Data start

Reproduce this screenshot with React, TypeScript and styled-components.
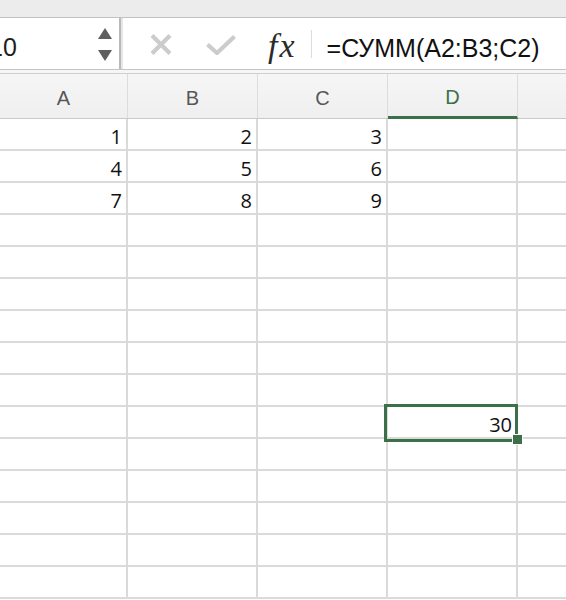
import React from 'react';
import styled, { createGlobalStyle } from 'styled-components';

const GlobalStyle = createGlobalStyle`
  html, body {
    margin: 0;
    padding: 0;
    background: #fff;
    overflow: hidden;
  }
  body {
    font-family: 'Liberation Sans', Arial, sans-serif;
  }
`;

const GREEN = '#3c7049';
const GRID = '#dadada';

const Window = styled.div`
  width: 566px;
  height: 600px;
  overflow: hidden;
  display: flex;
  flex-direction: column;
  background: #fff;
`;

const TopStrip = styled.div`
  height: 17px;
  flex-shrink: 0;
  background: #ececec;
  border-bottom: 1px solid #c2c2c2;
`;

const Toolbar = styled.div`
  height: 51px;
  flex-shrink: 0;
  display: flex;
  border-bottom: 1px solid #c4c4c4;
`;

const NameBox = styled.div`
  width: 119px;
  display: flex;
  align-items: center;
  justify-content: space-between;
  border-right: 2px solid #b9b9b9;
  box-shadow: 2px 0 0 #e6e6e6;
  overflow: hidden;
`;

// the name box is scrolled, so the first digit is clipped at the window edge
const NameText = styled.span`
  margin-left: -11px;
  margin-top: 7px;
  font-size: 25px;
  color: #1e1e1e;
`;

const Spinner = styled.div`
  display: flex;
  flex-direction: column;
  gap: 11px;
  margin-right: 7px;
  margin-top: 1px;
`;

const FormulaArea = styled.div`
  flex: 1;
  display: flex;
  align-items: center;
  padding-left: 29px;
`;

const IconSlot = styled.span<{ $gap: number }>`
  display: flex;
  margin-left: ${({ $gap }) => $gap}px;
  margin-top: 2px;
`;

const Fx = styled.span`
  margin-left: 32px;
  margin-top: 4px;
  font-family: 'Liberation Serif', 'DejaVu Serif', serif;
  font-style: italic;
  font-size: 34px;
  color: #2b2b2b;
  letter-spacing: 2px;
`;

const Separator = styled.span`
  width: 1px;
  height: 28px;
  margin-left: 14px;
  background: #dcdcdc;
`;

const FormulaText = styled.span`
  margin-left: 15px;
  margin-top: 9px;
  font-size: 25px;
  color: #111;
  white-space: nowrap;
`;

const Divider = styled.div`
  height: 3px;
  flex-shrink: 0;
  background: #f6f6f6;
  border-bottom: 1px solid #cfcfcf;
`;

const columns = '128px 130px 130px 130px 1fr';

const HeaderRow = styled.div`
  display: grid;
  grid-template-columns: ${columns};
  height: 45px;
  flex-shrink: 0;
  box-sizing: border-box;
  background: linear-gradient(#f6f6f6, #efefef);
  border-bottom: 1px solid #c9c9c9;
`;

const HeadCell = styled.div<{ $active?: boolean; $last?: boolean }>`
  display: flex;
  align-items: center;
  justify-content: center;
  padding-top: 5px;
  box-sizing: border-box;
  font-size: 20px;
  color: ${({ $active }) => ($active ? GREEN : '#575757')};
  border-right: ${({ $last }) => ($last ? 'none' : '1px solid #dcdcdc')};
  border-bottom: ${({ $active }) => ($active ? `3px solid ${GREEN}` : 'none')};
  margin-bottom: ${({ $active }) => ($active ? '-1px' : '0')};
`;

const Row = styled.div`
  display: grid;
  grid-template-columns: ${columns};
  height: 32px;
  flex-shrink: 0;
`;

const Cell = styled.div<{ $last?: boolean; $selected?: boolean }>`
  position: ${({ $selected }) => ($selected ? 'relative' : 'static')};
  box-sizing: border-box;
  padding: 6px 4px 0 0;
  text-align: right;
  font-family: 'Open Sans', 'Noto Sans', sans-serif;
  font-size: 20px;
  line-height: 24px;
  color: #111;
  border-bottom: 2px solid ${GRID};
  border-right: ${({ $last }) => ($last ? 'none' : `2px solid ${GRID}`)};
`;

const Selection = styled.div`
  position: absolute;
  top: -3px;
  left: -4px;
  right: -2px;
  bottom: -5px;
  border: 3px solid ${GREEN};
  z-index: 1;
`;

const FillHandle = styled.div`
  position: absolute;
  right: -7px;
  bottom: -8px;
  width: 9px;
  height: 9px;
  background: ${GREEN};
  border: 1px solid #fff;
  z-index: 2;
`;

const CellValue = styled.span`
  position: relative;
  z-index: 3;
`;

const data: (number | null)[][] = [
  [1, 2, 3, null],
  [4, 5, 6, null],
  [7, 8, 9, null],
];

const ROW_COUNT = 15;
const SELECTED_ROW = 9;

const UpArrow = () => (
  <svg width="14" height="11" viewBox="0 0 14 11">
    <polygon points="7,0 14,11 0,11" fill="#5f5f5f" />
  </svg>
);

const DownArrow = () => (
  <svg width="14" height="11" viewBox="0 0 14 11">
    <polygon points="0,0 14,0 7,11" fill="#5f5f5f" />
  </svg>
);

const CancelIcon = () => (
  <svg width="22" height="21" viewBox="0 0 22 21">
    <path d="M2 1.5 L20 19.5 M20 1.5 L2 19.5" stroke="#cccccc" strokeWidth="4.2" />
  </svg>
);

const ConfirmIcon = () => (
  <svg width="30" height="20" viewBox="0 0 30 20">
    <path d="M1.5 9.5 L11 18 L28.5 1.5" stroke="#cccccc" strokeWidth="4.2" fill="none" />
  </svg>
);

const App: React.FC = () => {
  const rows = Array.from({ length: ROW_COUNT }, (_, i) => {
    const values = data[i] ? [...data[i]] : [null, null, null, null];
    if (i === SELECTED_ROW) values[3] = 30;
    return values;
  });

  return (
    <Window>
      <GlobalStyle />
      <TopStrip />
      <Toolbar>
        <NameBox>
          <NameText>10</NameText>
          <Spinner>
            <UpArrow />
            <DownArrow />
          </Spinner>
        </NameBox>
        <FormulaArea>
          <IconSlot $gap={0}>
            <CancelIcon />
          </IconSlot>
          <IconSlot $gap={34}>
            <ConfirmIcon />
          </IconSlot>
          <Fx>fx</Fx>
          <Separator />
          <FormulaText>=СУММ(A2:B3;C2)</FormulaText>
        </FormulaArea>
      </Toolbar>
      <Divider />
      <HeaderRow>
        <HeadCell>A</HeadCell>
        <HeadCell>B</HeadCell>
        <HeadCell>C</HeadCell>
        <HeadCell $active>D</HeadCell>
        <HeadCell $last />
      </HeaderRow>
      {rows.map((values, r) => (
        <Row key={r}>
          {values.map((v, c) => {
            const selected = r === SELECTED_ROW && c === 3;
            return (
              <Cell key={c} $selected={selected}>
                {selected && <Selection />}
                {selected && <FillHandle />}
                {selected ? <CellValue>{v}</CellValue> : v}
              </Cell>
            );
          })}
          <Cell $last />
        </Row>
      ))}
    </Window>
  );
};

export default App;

Data end

### Aim
With the pictures left out, transcribe the material exactly.

### Solution for this problem
Reproduce this screenshot with React, TypeScript and styled-components.
import React from 'react';
import styled, { createGlobalStyle } from 'styled-components';

const GlobalStyle = createGlobalStyle`
  html, body {
    margin: 0;
    padding: 0;
    background: #fff;
    overflow: hidden;
  }
  body {
    font-family: 'Liberation Sans', Arial, sans-serif;
  }
`;

const GREEN = '#3c7049';
const GRID = '#dadada';

const Window = styled.div`
  width: 566px;
  height: 600px;
  overflow: hidden;
  display: flex;
  flex-direction: column;
  background: #fff;
`;

const TopStrip = styled.div`
  height: 17px;
  flex-shrink: 0;
  background: #ececec;
  border-bottom: 1px solid #c2c2c2;
`;

const Toolbar = styled.div`
  height: 51px;
  flex-shrink: 0;
  display: flex;
  border-bottom: 1px solid #c4c4c4;
`;

const NameBox = styled.div`
  width: 119px;
  display: flex;
  align-items: center;
  justify-content: space-between;
  border-right: 2px solid #b9b9b9;
  box-shadow: 2px 0 0 #e6e6e6;
  overflow: hidden;
`;

// the name box is scrolled, so the first digit is clipped at the window edge
const NameText = styled.span`
  margin-left: -11px;
  margin-top: 7px;
  font-size: 25px;
  color: #1e1e1e;
`;

const Spinner = styled.div`
  display: flex;
  flex-direction: column;
  gap: 11px;
  margin-right: 7px;
  margin-top: 1px;
`;

const FormulaArea = styled.div`
  flex: 1;
  display: flex;
  align-items: center;
  padding-left: 29px;
`;

const IconSlot = styled.span<{ $gap: number }>`
  display: flex;
  margin-left: ${({ $gap }) => $gap}px;
  margin-top: 2px;
`;

const Fx = styled.span`
  margin-left: 32px;
  margin-top: 4px;
  font-family: 'Liberation Serif', 'DejaVu Serif', serif;
  font-style: italic;
  font-size: 34px;
  color: #2b2b2b;
  letter-spacing: 2px;
`;

const Separator = styled.span`
  width: 1px;
  height: 28px;
  margin-left: 14px;
  background: #dcdcdc;
`;

const FormulaText = styled.span`
  margin-left: 15px;
  margin-top: 9px;
  font-size: 25px;
  color: #111;
  white-space: nowrap;
`;

const Divider = styled.div`
  height: 3px;
  flex-shrink: 0;
  background: #f6f6f6;
  border-bottom: 1px solid #cfcfcf;
`;

const columns = '128px 130px 130px 130px 1fr';

const HeaderRow = styled.div`
  display: grid;
  grid-template-columns: ${columns};
  height: 45px;
  flex-shrink: 0;
  box-sizing: border-box;
  background: linear-gradient(#f6f6f6, #efefef);
  border-bottom: 1px solid #c9c9c9;
`;

const HeadCell = styled.div<{ $active?: boolean; $last?: boolean }>`
  display: flex;
  align-items: center;
  justify-content: center;
  padding-top: 5px;
  box-sizing: border-box;
  font-size: 20px;
  color: ${({ $active }) => ($active ? GREEN : '#575757')};
  border-right: ${({ $last }) => ($last ? 'none' : '1px solid #dcdcdc')};
  border-bottom: ${({ $active }) => ($active ? `3px solid ${GREEN}` : 'none')};
  margin-bottom: ${({ $active }) => ($active ? '-1px' : '0')};
`;

const Row = styled.div`
  display: grid;
  grid-template-columns: ${columns};
  height: 32px;
  flex-shrink: 0;
`;

const Cell = styled.div<{ $last?: boolean; $selected?: boolean }>`
  position: ${({ $selected }) => ($selected ? 'relative' : 'static')};
  box-sizing: border-box;
  padding: 6px 4px 0 0;
  text-align: right;
  font-family: 'Open Sans', 'Noto Sans', sans-serif;
  font-size: 20px;
  line-height: 24px;
  color: #111;
  border-bottom: 2px solid ${GRID};
  border-right: ${({ $last }) => ($last ? 'none' : `2px solid ${GRID}`)};
`;

const Selection = styled.div`
  position: absolute;
  top: -3px;
  left: -4px;
  right: -2px;
  bottom: -5px;
  border: 3px solid ${GREEN};
  z-index: 1;
`;

const FillHandle = styled.div`
  position: absolute;
  right: -7px;
  bottom: -8px;
  width: 9px;
  height: 9px;
  background: ${GREEN};
  border: 1px solid #fff;
  z-index: 2;
`;

const CellValue = styled.span`
  position: relative;
  z-index: 3;
`;

const data: (number | null)[][] = [
  [1, 2, 3, null],
  [4, 5, 6, null],
  [7, 8, 9, null],
];

const ROW_COUNT = 15;
const SELECTED_ROW = 9;

const UpArrow = () => (
  <svg width="14" height="11" viewBox="0 0 14 11">
    <polygon points="7,0 14,11 0,11" fill="#5f5f5f" />
  </svg>
);

const DownArrow = () => (
  <svg width="14" height="11" viewBox="0 0 14 11">
    <polygon points="0,0 14,0 7,11" fill="#5f5f5f" />
  </svg>
);

const CancelIcon = () => (
  <svg width="22" height="21" viewBox="0 0 22 21">
    <path d="M2 1.5 L20 19.5 M20 1.5 L2 19.5" stroke="#cccccc" strokeWidth="4.2" />
  </svg>
);

const ConfirmIcon = () => (
  <svg width="30" height="20" viewBox="0 0 30 20">
    <path d="M1.5 9.5 L11 18 L28.5 1.5" stroke="#cccccc" strokeWidth="4.2" fill="none" />
  </svg>
);

const App: React.FC = () => {
  const rows = Array.from({ length: ROW_COUNT }, (_, i) => {
    const values = data[i] ? [...data[i]] : [null, null, null, null];
    if (i === SELECTED_ROW) values[3] = 30;
    return values;
  });

  return (
    <Window>
      <GlobalStyle />
      <TopStrip />
      <Toolbar>
        <NameBox>
          <NameText>10</NameText>
          <Spinner>
            <UpArrow />
            <DownArrow />
          </Spinner>
        </NameBox>
        <FormulaArea>
          <IconSlot $gap={0}>
            <CancelIcon />
          </IconSlot>
          <IconSlot $gap={34}>
            <ConfirmIcon />
          </IconSlot>
          <Fx>fx</Fx>
          <Separator />
          <FormulaText>=СУММ(A2:B3;C2)</FormulaText>
        </FormulaArea>
      </Toolbar>
      <Divider />
      <HeaderRow>
        <HeadCell>A</HeadCell>
        <HeadCell>B</HeadCell>
        <HeadCell>C</HeadCell>
        <HeadCell $active>D</HeadCell>
        <HeadCell $last />
      </HeaderRow>
      {rows.map((values, r) => (
        <Row key={r}>
          {values.map((v, c) => {
            const selected = r === SELECTED_ROW && c === 3;
            return (
              <Cell key={c} $selected={selected}>
                {selected && <Selection />}
                {selected && <FillHandle />}
                {selected ? <CellValue>{v}</CellValue> : v}
              </Cell>
            );
          })}
          <Cell $last />
        </Row>
      ))}
    </Window>
  );
};

export default App;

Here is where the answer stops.